┌─ Given information
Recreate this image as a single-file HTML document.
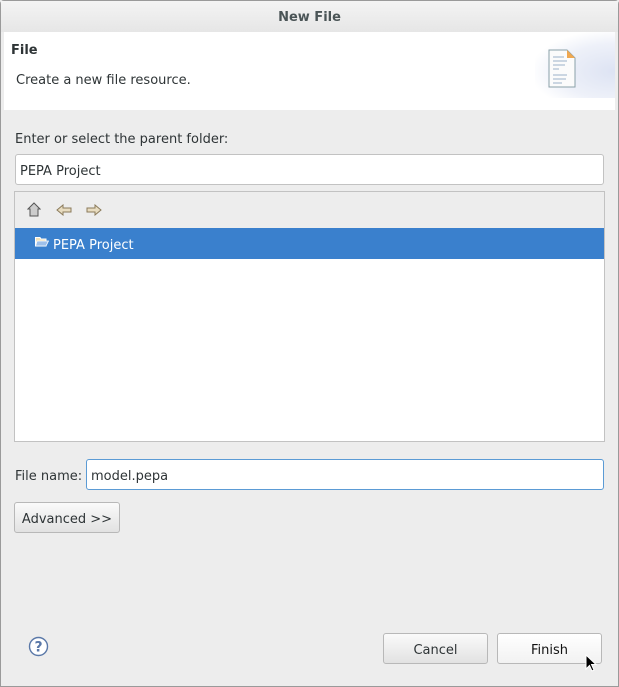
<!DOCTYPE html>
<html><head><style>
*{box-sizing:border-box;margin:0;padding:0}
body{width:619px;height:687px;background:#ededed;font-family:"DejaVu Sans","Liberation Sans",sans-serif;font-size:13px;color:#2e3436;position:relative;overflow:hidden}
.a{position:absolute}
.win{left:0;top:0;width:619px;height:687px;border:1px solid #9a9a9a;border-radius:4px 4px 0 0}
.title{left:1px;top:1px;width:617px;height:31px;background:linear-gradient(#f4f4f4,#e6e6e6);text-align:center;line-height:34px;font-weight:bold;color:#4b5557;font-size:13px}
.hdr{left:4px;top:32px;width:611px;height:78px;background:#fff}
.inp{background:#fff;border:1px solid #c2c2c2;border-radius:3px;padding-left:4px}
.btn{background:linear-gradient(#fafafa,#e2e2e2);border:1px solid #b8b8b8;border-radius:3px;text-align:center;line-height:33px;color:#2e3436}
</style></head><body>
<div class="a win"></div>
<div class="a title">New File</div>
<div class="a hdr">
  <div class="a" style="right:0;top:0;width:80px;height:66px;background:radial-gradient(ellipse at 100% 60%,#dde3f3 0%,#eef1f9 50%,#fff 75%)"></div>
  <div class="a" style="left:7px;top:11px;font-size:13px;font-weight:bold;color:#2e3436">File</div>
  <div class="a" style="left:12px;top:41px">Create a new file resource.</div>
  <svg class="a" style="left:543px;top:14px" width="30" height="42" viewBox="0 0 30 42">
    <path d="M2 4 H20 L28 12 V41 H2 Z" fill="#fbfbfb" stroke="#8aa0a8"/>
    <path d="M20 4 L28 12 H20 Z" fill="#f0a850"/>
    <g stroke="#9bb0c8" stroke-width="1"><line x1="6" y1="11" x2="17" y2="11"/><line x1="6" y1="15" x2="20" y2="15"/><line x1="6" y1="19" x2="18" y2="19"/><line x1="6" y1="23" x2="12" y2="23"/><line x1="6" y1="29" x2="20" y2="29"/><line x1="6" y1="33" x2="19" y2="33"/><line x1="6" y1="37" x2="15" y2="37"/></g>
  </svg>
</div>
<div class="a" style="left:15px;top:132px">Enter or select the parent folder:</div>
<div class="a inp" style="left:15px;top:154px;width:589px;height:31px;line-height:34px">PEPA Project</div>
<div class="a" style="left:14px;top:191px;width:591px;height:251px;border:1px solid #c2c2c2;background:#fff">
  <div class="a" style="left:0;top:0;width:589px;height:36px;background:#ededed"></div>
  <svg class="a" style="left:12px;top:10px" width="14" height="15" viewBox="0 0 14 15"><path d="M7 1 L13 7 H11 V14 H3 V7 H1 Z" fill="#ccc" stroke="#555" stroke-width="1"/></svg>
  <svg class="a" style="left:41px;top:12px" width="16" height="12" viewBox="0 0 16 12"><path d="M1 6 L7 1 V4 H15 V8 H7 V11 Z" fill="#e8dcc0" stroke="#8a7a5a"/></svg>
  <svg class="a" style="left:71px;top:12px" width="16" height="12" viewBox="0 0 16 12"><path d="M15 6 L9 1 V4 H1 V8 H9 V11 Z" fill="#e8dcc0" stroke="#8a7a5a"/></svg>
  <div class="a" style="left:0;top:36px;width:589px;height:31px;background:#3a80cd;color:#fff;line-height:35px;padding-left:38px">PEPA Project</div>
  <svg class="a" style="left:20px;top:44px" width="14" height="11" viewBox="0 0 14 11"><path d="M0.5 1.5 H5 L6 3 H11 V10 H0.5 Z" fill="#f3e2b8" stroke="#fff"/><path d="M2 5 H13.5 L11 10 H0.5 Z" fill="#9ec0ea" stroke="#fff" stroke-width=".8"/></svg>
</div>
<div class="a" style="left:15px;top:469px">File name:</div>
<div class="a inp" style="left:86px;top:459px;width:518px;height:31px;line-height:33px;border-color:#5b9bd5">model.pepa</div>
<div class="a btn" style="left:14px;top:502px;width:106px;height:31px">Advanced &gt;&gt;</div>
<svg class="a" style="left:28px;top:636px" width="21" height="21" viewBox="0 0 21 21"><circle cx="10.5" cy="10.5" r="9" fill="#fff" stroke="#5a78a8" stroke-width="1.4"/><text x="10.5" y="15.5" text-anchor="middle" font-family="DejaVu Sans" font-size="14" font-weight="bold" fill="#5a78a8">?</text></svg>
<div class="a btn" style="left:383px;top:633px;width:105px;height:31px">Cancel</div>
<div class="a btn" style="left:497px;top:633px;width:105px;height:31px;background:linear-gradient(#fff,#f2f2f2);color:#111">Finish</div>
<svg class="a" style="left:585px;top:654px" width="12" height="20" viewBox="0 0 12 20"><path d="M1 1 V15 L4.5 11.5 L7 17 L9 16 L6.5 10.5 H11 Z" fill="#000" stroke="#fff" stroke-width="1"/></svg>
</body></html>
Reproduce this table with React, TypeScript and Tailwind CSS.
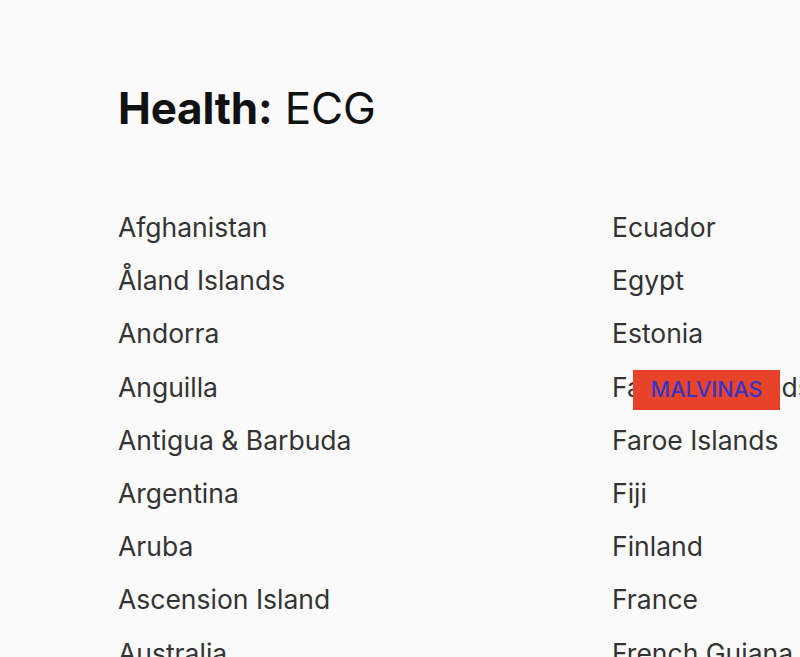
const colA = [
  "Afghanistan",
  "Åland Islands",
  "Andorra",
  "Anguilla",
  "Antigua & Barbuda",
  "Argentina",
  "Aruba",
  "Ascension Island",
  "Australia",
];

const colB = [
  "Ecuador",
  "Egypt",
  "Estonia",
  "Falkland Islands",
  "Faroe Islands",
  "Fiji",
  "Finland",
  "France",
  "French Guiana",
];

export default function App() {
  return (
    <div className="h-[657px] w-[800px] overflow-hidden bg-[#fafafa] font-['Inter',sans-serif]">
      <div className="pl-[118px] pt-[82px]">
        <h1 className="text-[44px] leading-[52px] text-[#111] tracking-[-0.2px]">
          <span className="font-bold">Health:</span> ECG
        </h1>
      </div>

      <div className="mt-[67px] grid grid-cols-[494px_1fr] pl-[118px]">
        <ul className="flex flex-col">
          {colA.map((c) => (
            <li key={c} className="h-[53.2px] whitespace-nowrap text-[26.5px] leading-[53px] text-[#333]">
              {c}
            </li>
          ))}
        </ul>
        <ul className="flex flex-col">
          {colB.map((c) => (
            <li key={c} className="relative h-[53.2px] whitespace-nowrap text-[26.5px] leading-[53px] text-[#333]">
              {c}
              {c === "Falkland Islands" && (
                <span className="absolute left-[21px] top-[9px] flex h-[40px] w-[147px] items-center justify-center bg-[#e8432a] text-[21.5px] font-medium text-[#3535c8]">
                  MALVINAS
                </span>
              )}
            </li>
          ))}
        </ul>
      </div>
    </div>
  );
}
└─
**Job:** Count every line in the data where the string "this" occurs. Give nothing except the number.

**Solved exercise:** 2